ALCF’s Holohan plays a critical role in maintaining and optimizing Argonne’s high performance computing systems, including the new Aurora supercomputer.
Carissa Holohan has loved computers ever since she was a little kid. She spent her childhood tinkering with broken electronics and earned a ham radio license by age 12. These interests inspired her to study telecommunications and network technologies at Virginia Tech, where she had an opportunity to work on the network connecting the university’s high performance computing (HPC) cluster system.
After graduating with a degree in computer engineering in 2003, Holohan worked as a networking and telecommunications engineer at Virginia Tech. Then in April 2010, she took a job at the U.S. Department of Energy’s (DOE) Argonne National Laboratory.
“When an opportunity presented itself with the Argonne Leadership Computing Facility, I was very interested. It was a chance to move to a bigger and faster system that was larger scale than what I could do at an individual university,” she said.
Now, Holohan is the principal HPC network architect for the Argonne Leadership Computing Facility (ALCF), a DOE Office of Science user facility. She spends her days maintaining the networks that connect the lab’s major HPC systems, which she defines as systems that allow for extremely rapid communication, low latencies and interdependent calculations between individual computers within a supercomputing system.
“My day-to-day can vary wildly depending on how well behaved the computers are,” Holohan said. As the person responsible for the network architecture of the supercomputing center, she must ensure that the ALCF’s HPC systems are effectively communicating internally, with one another and with external supercomputing centers. “Currently, my work is mostly focused on monitoring, maintaining and optimizing performance of the Aurora project.”
Aurora is Argonne’s newest HPC system — an exascale machine that provides significantly more computing power than previous-generation supercomputers. “Our scientists are just now discovering how much they can achieve with this level of computation,” Holohan noted. “The scale is mind-boggling when you consider how far we’ve come from what our supercomputers used to be. An individual compute node on this machine is as powerful as a whole row of a machine from 10 years ago.”
Currently, Holohan and her team are figuring out how to stabilize and scale up operations of the Aurora system. This includes making sure data travels efficiently into and across the system’s 10,624 nodes. With a massive, 40,000-square-foot data center, distance can be a problem.

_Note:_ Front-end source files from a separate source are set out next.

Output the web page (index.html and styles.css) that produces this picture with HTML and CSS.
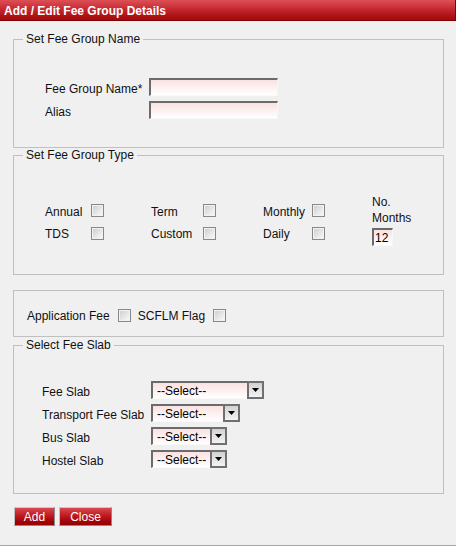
FILE: index.html
```html
<!DOCTYPE html>
<html>
<head>
<meta charset="utf-8">
<link rel="stylesheet" href="styles.css">
</head>
<body>
<div class="page">
  <div class="header">Add / Edit Fee Group Details</div>
  <div class="content">
    <fieldset class="fs fs-name">
      <legend>Set Fee Group Name</legend>
      <div class="name-grid">
        <label>Fee Group Name*</label><input type="text" class="txt w129">
        <label>Alias</label><input type="text" class="txt w129">
      </div>
    </fieldset>

    <fieldset class="fs fs-type">
      <legend>Set Fee Group Type</legend>
      <div class="type-grid">
        <label class="r1">Annual</label><span class="r1 cbwrap1"><input type="checkbox" class="cb"></span>
        <label class="r1">Term</label><span class="r1 cbwrap1"><input type="checkbox" class="cb"></span>
        <label class="r1">Monthly</label><span class="r1 cbwrap1"><input type="checkbox" class="cb"></span>
        <label class="r1 months">No.<br>Months</label>
        <label class="r2">TDS</label><span class="r2 cbwrap"><input type="checkbox" class="cb"></span>
        <label class="r2">Custom</label><span class="r2 cbwrap"><input type="checkbox" class="cb"></span>
        <label class="r2">Daily</label><span class="r2 cbwrap"><input type="checkbox" class="cb"></span>
        <span class="r2 numwrap"><input type="text" class="txt num" value="12"></span>
      </div>
    </fieldset>

    <fieldset class="fs fs-flags">
      <div class="flag-row">
        <label class="flag-label">Application Fee</label><input type="checkbox" class="cb flag-cb">
        <label class="flag-label">SCFLM Flag</label><input type="checkbox" class="cb">
      </div>
    </fieldset>

    <fieldset class="fs fs-slab">
      <legend>Select Fee Slab</legend>
      <div class="slab-grid">
        <label>Fee Slab</label>
        <div class="sel w113"><span class="val">--Select--</span><span class="btn"><svg width="7" height="4" viewBox="0 0 7 4"><path d="M0 0H7L3.5 4Z" fill="#000"/></svg></span></div>
        <label>Transport Fee Slab</label>
        <div class="sel w89"><span class="val">--Select--</span><span class="btn"><svg width="7" height="4" viewBox="0 0 7 4"><path d="M0 0H7L3.5 4Z" fill="#000"/></svg></span></div>
        <label>Bus Slab</label>
        <div class="sel w76"><span class="val">--Select--</span><span class="btn"><svg width="7" height="4" viewBox="0 0 7 4"><path d="M0 0H7L3.5 4Z" fill="#000"/></svg></span></div>
        <label>Hostel Slab</label>
        <div class="sel w76"><span class="val">--Select--</span><span class="btn"><svg width="7" height="4" viewBox="0 0 7 4"><path d="M0 0H7L3.5 4Z" fill="#000"/></svg></span></div>
      </div>
    </fieldset>

    <div class="actions">
      <button class="rbtn w41">Add</button>
      <button class="rbtn w53">Close</button>
    </div>
  </div>
</div>
</body>
</html>
```
FILE: styles.css
```css
html, body {
  margin: 0;
  padding: 0;
  background: #f0f0f0;
}
body {
  font-family: "Liberation Sans", Arial, sans-serif;
  font-size: 12px;
  color: #111;
  overflow: hidden;
}
.page {
  height: 546px;
  box-sizing: border-box;
  border-bottom: 1px solid #a8a8a8;
}
.header {
  height: 21px;
  box-sizing: border-box;
  background: linear-gradient(#dc5056 0%, #c62a31 45%, #ac1116 80%, #a50a0f 100%);
  border-bottom: 1px solid #800000;
  border-right: 1px solid #8a0000;
  color: #fff;
  font-weight: bold;
  font-size: 12px;
  line-height: 18px;
  padding: 2px 0 0 4px;
  overflow: hidden;
}
.content {
  margin-left: 13px;
  width: 431px;
}
.fs {
  margin: 0;
  padding: 0;
  border: 1px solid #c0c0c0;
  min-width: 0;
}
.fs legend {
  margin-left: 9px;
  padding: 0 3px;
  font-size: 12px;
  line-height: 14px;
}
.fs-name { margin-top: 11px; }
.fs-type { margin-top: 0; }
.fs-flags { margin-top: 15px; }
.fs-slab { margin-top: 1px; }

label { line-height: 14px; }

.txt {
  box-sizing: border-box;
  height: 18px;
  margin: 0;
  padding: 1px 0 0 2px;
  border-top: 2px solid #6b6b6b;
  border-left: 2px solid #6b6b6b;
  border-right: 1px solid #f6f6f6;
  border-bottom: 1px solid #fafafa;
  background: linear-gradient(#fbe1e1, #ffffff);
  font-family: "Liberation Sans", Arial, sans-serif;
  font-size: 12px;
  color: #000;
  outline: none;
  display: block;
}
.w129 { width: 129px; }

.name-grid {
  display: grid;
  grid-template-columns: 104px 129px;
  row-gap: 5px;
  align-items: center;
  margin: 32px 0 28px 31px;
}
.name-grid label { padding-top: 4px; }

.cb {
  appearance: none;
  -webkit-appearance: none;
  width: 13px;
  height: 13px;
  margin: 0;
  box-sizing: border-box;
  border: 1px solid #888;
  background: linear-gradient(135deg, #cbcbcb 0%, #e4e4e4 50%, #fbfbfb 100%);
  box-shadow: inset 0 0 0 1px #f2f2f2;
  display: block;
}

.type-grid {
  display: grid;
  grid-template-columns: 46px 60px 52px 60px 49px 60px auto;
  grid-template-rows: 33px auto;
  margin: 31px 0 28px 31px;
}
.type-grid .r1 { grid-row: 1; align-self: center; }
.type-grid .r2 { grid-row: 2; align-self: start; }
.type-grid label.r1 { padding-top: 4px; }
.type-grid label.r2 { padding-top: 1px; }
.type-grid .cbwrap1 { padding-top: 1px; }
.type-grid label.months {
  line-height: 16px;
  align-self: start;
  padding-top: 1px;
}
.type-grid .cbwrap { padding-top: 1px; }
.type-grid .numwrap { padding-top: 2px; }
.num { width: 21px; padding-left: 1px; }

.flag-row {
  display: flex;
  align-items: center;
  height: 14px;
  margin: 17px 0 14px 13px;
}
.flag-label { margin-right: 8px; padding-top: 2px; }
.flag-cb { margin-right: 7px; }

.slab-grid {
  display: grid;
  grid-template-columns: 109px auto;
  row-gap: 5px;
  align-items: center;
  justify-items: start;
  margin: 29px 0 25px 28px;
}
.slab-grid label { padding-top: 4px; }
.sel {
  display: flex;
  height: 18px;
}
.sel .val {
  flex: 1;
  box-sizing: border-box;
  border-top: 2px solid #6b6b6b;
  border-left: 2px solid #6b6b6b;
  border-bottom: 1px solid #fafafa;
  background: linear-gradient(#fbe1e1, #ffffff);
  padding-left: 4px;
  line-height: 17px;
  color: #000;
  white-space: nowrap;
  overflow: hidden;
}
.sel .btn {
  width: 17px;
  box-sizing: border-box;
  border: 2px solid #707070;
  background: linear-gradient(#d2d2d2, #f3f3f3);
  display: flex;
  align-items: center;
  justify-content: center;
}
.w113 { width: 113px; }
.w89 { width: 89px; }
.w76 { width: 76px; }

.actions {
  display: flex;
  gap: 4px;
  margin: 13px 0 0 1px;
}
.rbtn {
  height: 19px;
  box-sizing: border-box;
  margin: 0;
  padding: 1px 0 0;
  border: 1px solid;
  border-color: #c8c8c8 #8a8a8a #8a8a8a #c0c0c0;
  background: linear-gradient(#d9474e 0%, #bd1b21 45%, #a00408 80%, #960000 100%);
  color: #fff;
  font-family: "Liberation Sans", Arial, sans-serif;
  font-size: 12px;
  line-height: 16px;
  text-align: center;
}
.w41 { width: 41px; }
.w53 { width: 53px; }
```
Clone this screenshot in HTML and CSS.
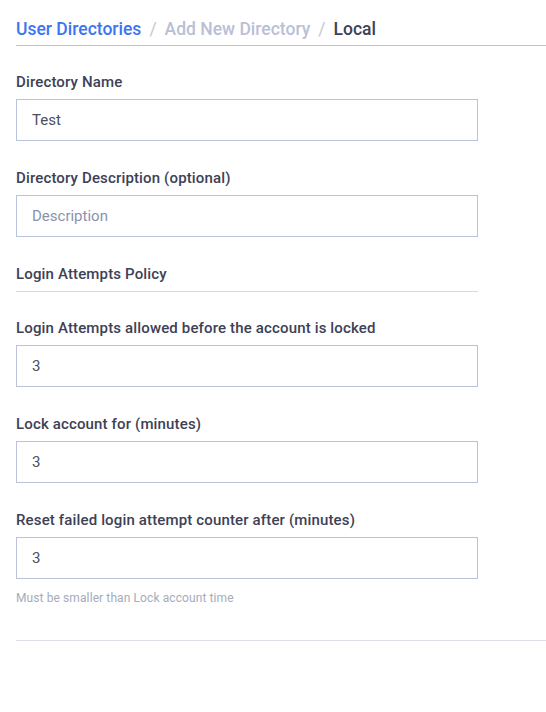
FILE: index.html
```html
<!DOCTYPE html>
<html lang="en">
<head>
    <meta charset="UTF-8">
    <meta name="viewport" content="width=device-width, initial-scale=1.0">
    <title>Add Directory - Local</title>
    <link rel="stylesheet" href="styles.css">
</head>
<body>
    <div class="page">
        <nav class="breadcrumb">
            <a href="#" class="crumb-link">User Directories</a>
            <span class="crumb-sep">/</span>
            <span class="crumb-muted">Add New Directory</span>
            <span class="crumb-sep">/</span>
            <span class="crumb-current">Local</span>
        </nav>

        <form class="dir-form">
            <div class="field">
                <label for="dir-name">Directory Name</label>
                <input type="text" id="dir-name" value="Test">
            </div>

            <div class="field">
                <label for="dir-desc">Directory Description (optional)</label>
                <input type="text" id="dir-desc" placeholder="Description">
            </div>

            <h3 class="section-title">Login Attempts Policy</h3>

            <div class="field">
                <label for="max-attempts">Login Attempts allowed before the account is locked</label>
                <input type="text" id="max-attempts" value="3">
            </div>

            <div class="field">
                <label for="lock-time">Lock account for (minutes)</label>
                <input type="text" id="lock-time" value="3">
            </div>

            <div class="field last">
                <label for="reset-time">Reset failed login attempt counter after (minutes)</label>
                <input type="text" id="reset-time" value="3">
                <p class="hint">Must be smaller than Lock account time</p>
            </div>
        </form>

        <div class="footer-line"></div>
    </div>
</body>
</html>
```

FILE: styles.css
```css
body {
    margin: 0;
    padding: 0;
    font-family: Roboto, 'Liberation Sans', sans-serif;
    background-color: #fff;
    color: #3d4156;
}
.page {
    padding-left: 16px;
}
.breadcrumb {
    padding: 17px 0 4px;
    line-height: 24px;
    font-size: 17.5px;
    border-bottom: 1px solid #b9c3db;
    display: flex;
    gap: 8px;
}
.crumb-link {
    color: #3d74f1;
    text-decoration: none;
    font-weight: 500;
}
.crumb-sep {
    color: #c3c8d6;
}
.crumb-muted {
    color: #b9c0d6;
    font-weight: 500;
}
.crumb-current {
    color: #3d4156;
    font-weight: 500;
}
.dir-form {
    width: 462px;
    margin-top: 26px;
}
.field {
    margin-bottom: 27px;
}
.field label,
.section-title {
    display: block;
    font-size: 15px;
    font-weight: 500;
    letter-spacing: 0.15px;
    line-height: 20px;
    color: #3d4156;
}
.field label {
    margin-bottom: 7px;
}
.field input {
    display: block;
    box-sizing: border-box;
    width: 100%;
    height: 42px;
    padding: 0 15px;
    border: 1px solid #b9c3db;
    border-radius: 0;
    font-family: inherit;
    font-size: 15px;
    color: #4a4f5f;
    outline: none;
}
.field input::placeholder {
    color: #8a92ad;
}
.section-title {
    margin: 0 0 26px;
    padding-bottom: 7px;
    border-bottom: 1px solid #d6dae5;
}
.field.last {
    margin-bottom: 0;
}
.hint {
    margin: 11px 0 0;
    font-size: 12px;
    letter-spacing: 0.1px;
    line-height: 16px;
    color: #a6abbc;
}
.footer-line {
    margin-top: 34px;
    border-top: 1px solid #dcdee7;
}
```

“Our data center is so big, the speed of light is too slow,” she explained. “We have to measure some latencies in nanoseconds. In fiber optic cable, light moves about two-thirds as fast as it does in air. To get from one end of the room to the other, that means it takes about 500 nanoseconds for data to cross the floor: that’s an eternity for a supercomputer as fast as Aurora. Part of my job is to optimize that so Aurora isn’t waiting around for data.”
System optimization is a team effort, and many other components are put to the test by the ALCF. “We joke that if a vendor or a manufacturer of computer hardware truly wants to stress test their equipment, they should send it to the ALCF because our users will push it to the limit,” Holohan said. “On the Mira supercomputing system, it got to the point where we could tell who was running on the system by the noises that the power supplies in the computer would make because some of our users had written code that was so incredibly optimized that the power supplies would whine and squeal.”
After 14 years at Argonne, Holohan continues to be inspired not only by the innovations in networking technologies, but also by the broader impacts of her work. “I care about supporting open science. It’s really rewarding to see the impact that we have at Argonne and how many researchers from different scientific fields are taking advantage of the work that we do,” she said.
Holohan also expressed appreciation for her colleagues at the ALCF. “I work with some of the absolute best people I could ever hope to work with. My team lead is one of my best friends.” Outside of work, the ALCF team often goes out to the movies or plays games. Holohan is also a fan of Japanese animation, or anime. She takes pride in her massive manga collection and enjoys attending anime conventions. “I also have a number of friends who work in the voice acting industry,” she said. “In fact, I’ve written a number of ghost stories for some of their horror podcasts.”